The commission report says the army registered an anonymous emergency call on September 30, 2014, four days after the students’ abduction. The caller reportedly said the students were being held in a large concrete warehouse in a location described as “Pueblo Viejo.” The caller described the location.

That entry was followed by several pages of redacted material, but that section of the report concluded with the following: “As can be seen, obvious collusion existed between agents of the Mexican state with the criminal group Guerreros Unidos that tolerated, allowed and participated in events of violence and disappearance of the students, as well as the government’s attempt to hide the truth about the events.”

Later, in a summary of how the commission’s report differed from the original investigation’s conclusions, there is mention of a colonel.

“On September 30 ‘the colonel’ mentions that they will take care of cleaning everything up and that they had already taken charge of the six students who had remained alive,” the report said.

In a witness statement provided to federal investigators in December 2014, Captain José Martínez Crespo, who was stationed at the base in Iguala, said Rodríguez Pérez was base commander for the 27th Infantry Battalion at the time.

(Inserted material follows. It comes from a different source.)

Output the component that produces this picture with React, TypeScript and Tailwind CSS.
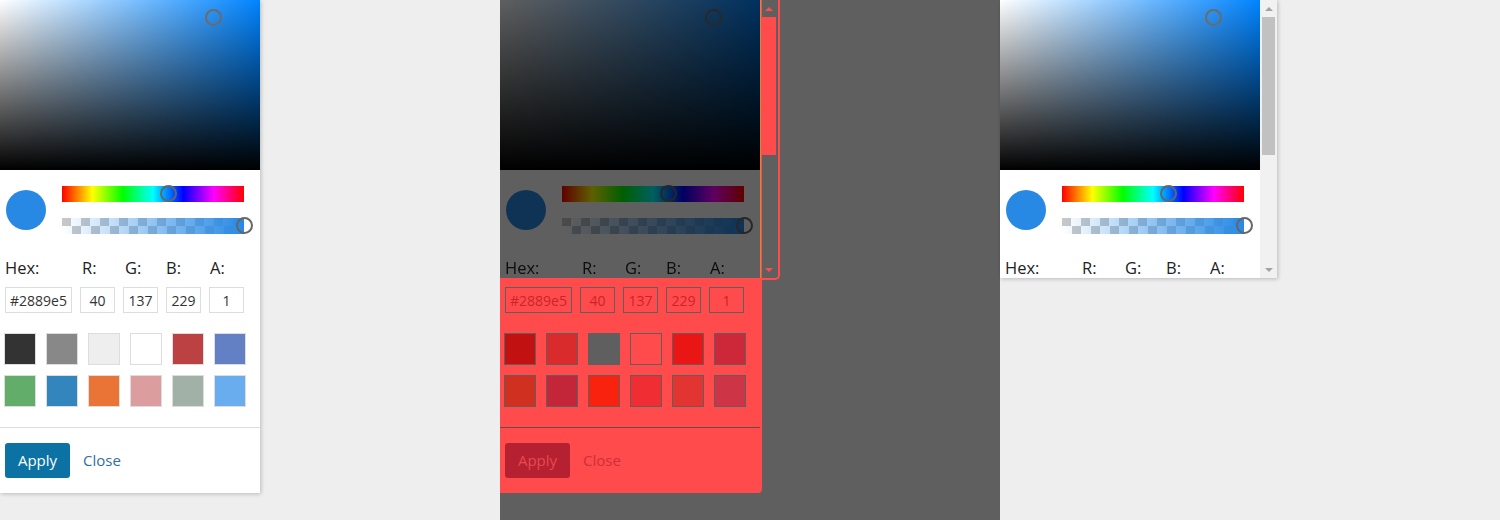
import React from "react";

type Variant = "normal" | "diff";

const NORMAL_SWATCHES = [
  "#333333", "#888888", "#eeeeee", "#ffffff", "#bb4143", "#6480c4",
  "#63ad6b", "#3385bd", "#e97436", "#dc9d9e", "#a2b1a7", "#69adee",
];
const DIFF_SWATCHES = [
  "#c21111", "#d92b2b", "#5f5f5f", "#ff4b4b", "#ea1616", "#cc2839",
  "#cf3020", "#c22638", "#f8220f", "#ef2d33", "#e23532", "#cd3446",
];

function Square() {
  return (
    <div className="relative h-[170px] w-[260px] bg-[#0084ff] bg-[linear-gradient(to_top,#000,rgba(0,0,0,0)),linear-gradient(to_right,#fff,rgba(255,255,255,0))]">
      <div className="absolute left-[205px] top-[9px] h-[17px] w-[17px] rounded-full border-2 border-[#6b6b6b]" />
    </div>
  );
}

function Sliders() {
  return (
    <div className="flex items-center pl-[6px] pt-4">
      <div className="h-10 w-10 rounded-full bg-[#2889e5]" />
      <div className="ml-4 flex w-[182px] flex-col gap-4">
        <div className="relative h-4 bg-[linear-gradient(to_right,#f00,#ff0,#0f0,#0ff,#00f,#f0f,#f00)]">
          <div className="absolute left-[98px] top-[-1px] h-[17px] w-[17px] rounded-full border-2 border-[#666666]" />
        </div>
        <div className="relative h-4 bg-[conic-gradient(#fff_25%,#c8c8c8_0_50%,#fff_0_75%,#c8c8c8_0)] bg-[length:19px_16px]">
          <div className="h-full w-full bg-[linear-gradient(to_right,rgba(40,137,229,0),#2889e5)]" />
          <div className="absolute left-[174px] top-[-1px] h-[17px] w-[17px] rounded-full border-2 border-[#666666]" />
        </div>
      </div>
    </div>
  );
}

function Labels() {
  return (
    <div className="mt-6 grid h-5 grid-cols-[67px_35px_35px_35px_35px] gap-x-2 px-[5px] text-[16.5px] leading-5 text-[#222222]">
      <span>Hex:</span>
      <span className="pl-[2px]">R:</span>
      <span className="pl-[2px]">G:</span>
      <span>B:</span>
      <span className="pl-px">A:</span>
    </div>
  );
}

function TopSection() {
  return (
    <div className="w-[260px] bg-white">
      <Square />
      <Sliders />
      <Labels />
    </div>
  );
}

function BottomSection({ variant }: { variant: Variant }) {
  const diff = variant === "diff";
  const inputCls = diff
    ? "border-[#5f5f5f] text-[#c8262c] bg-transparent"
    : "border-[#dddddd] text-[#333333] bg-white";
  const values = ["#2889e5", "40", "137", "229", "1"];
  const swatches = diff ? DIFF_SWATCHES : NORMAL_SWATCHES;
  return (
    <div
      className={
        diff
          ? "w-[262px] rounded-br-[4px] bg-[#ff4b4b] pt-[9px]"
          : "w-[260px] bg-white pt-[9px]"
      }
    >
      <div className="grid grid-cols-[67px_35px_35px_35px_35px] gap-x-2 px-[5px]">
        {values.map((v) => (
          <input
            key={v}
            readOnly
            value={v}
            className={`h-[26px] w-full border text-center text-[14px] leading-[24px] outline-none ${inputCls}`}
          />
        ))}
      </div>
      <div className="mt-5 grid grid-cols-[repeat(6,32px)] gap-[10px] px-[4px]">
        {swatches.map((c, i) => (
          <div
            key={i}
            className={`h-8 w-8 border ${diff ? "border-[#5f5f5f]" : "border-[#dddddd]"}`}
            style={{ backgroundColor: c }}
          />
        ))}
      </div>
      <div className={`mt-5 h-px ${diff ? "w-[260px] bg-[#6a4a4a]" : "bg-[#dddddd]"}`} />
      <div className="flex items-center px-[5px] pb-[15px] pt-[15px]">
        <button
          className={`h-[35px] w-[65px] rounded-[3px] text-[15px] ${
            diff ? "bg-[#b52131] text-[#e8484f]" : "bg-[#0b72a3] text-white"
          }`}
        >
          Apply
        </button>
        <button className={`ml-[13px] text-[15px] ${diff ? "text-[#c9313b]" : "text-[#2f6f9f]"}`}>
          Close
        </button>
      </div>
    </div>
  );
}

function UpArrow({ color }: { color: string }) {
  return <div className="h-0 w-0 border-x-4 border-b-4 border-x-transparent" style={{ borderBottomColor: color }} />;
}
function DownArrow({ color }: { color: string }) {
  return <div className="h-0 w-0 border-x-4 border-t-4 border-x-transparent" style={{ borderTopColor: color }} />;
}

function Scrollbar() {
  return (
    <div className="flex h-[278px] w-[17px] flex-col items-center bg-[#f1f1f1]">
      <div className="flex h-[17px] items-center justify-center">
        <UpArrow color="#a3a3a3" />
      </div>
      <div className="h-[138px] w-[13px] bg-[#c1c1c1]" />
      <div className="flex-1" />
      <div className="flex h-[17px] items-center justify-center">
        <DownArrow color="#a3a3a3" />
      </div>
    </div>
  );
}

function DiffScrollStrip() {
  return (
    <div className="-mb-[2px] flex h-[280px] w-[20px] rounded-br-[5px] border-b-2 border-l border-r-2 border-b-[#ff4b4b] border-l-[#d0883a] border-r-[#ff4b4b] bg-[#5f5f5f]">
      <div className="w-px bg-[#ff4b4b]" />
      <div className="flex w-[14px] flex-col items-center">
        <div className="flex h-[17px] items-center justify-center">
          <UpArrow color="#ff4b4b" />
        </div>
        <div className="h-[138px] w-[14px] bg-[#ff4b4b]" />
        <div className="flex-1" />
        <div className="flex h-[17px] items-center justify-center">
          <DownArrow color="#ff4b4b" />
        </div>
      </div>
    </div>
  );
}

export default function App() {
  return (
    <div className="flex h-[520px] w-[1500px] overflow-hidden font-['Open_Sans',sans-serif]">
      <div className="w-[500px] bg-[#eeeeee]">
        <div className="w-[260px] bg-white shadow-[1px_1px_4px_rgba(0,0,0,0.22)]">
          <TopSection />
          <BottomSection variant="normal" />
        </div>
      </div>
      <div className="flex w-[500px] flex-col bg-[#5f5f5f]">
        <div className="flex items-start">
          <div className="brightness-[.373]">
            <TopSection />
          </div>
          <DiffScrollStrip />
        </div>
        <div className="relative">
          <BottomSection variant="diff" />
        </div>
      </div>
      <div className="w-[500px] bg-[#eeeeee]">
        <div className="flex h-[278px] w-[277px] bg-white shadow-[1px_1px_4px_rgba(0,0,0,0.22)]">
          <div className="h-[278px] w-[260px] overflow-hidden">
            <TopSection />
          </div>
          <Scrollbar />
        </div>
      </div>
    </div>
  );
}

Last week, federal agents arrested Murillo Karam, who oversaw the original investigation. On Wednesday, a judge ordered that he stand trial for forced disappearance, not reporting torture, and official misconduct. Prosecutors allege Murillo Karam created a false narrative about what happened to the students to quickly appear to resolve the case.

Authorities also said arrest warrants were issued for 20 soldiers and officers, five local officials, 33 local police officers, 11 state police officers and 14 gang members. Neither the army nor prosecutors have said how many of those suspects are in custody.

It was also not immediately clear if Rodríguez Pérez was among those sought.

Parents carried posters of their children’s faces while rows of current students from the teachers’ college marched, shouted calls for justice and counted to 43. Their signs proclaimed that the fight for justice continued and asserted: “It was the State.”

Clemente Rodríguez marched for his son Christian Alfonso Rodríguez Telumbre, who was identified by a tiny burned bone fragment.

Rodríguez said the families had been told last week, before the report was released, about the colonel and the six students.

“It’s not by omission anymore. It’s that they participated,” he said of the military. “It was the state, the three levels of government participated.”

He said the families had not been told that any of the arrest orders announced last week for members of armed forces had been carried out yet.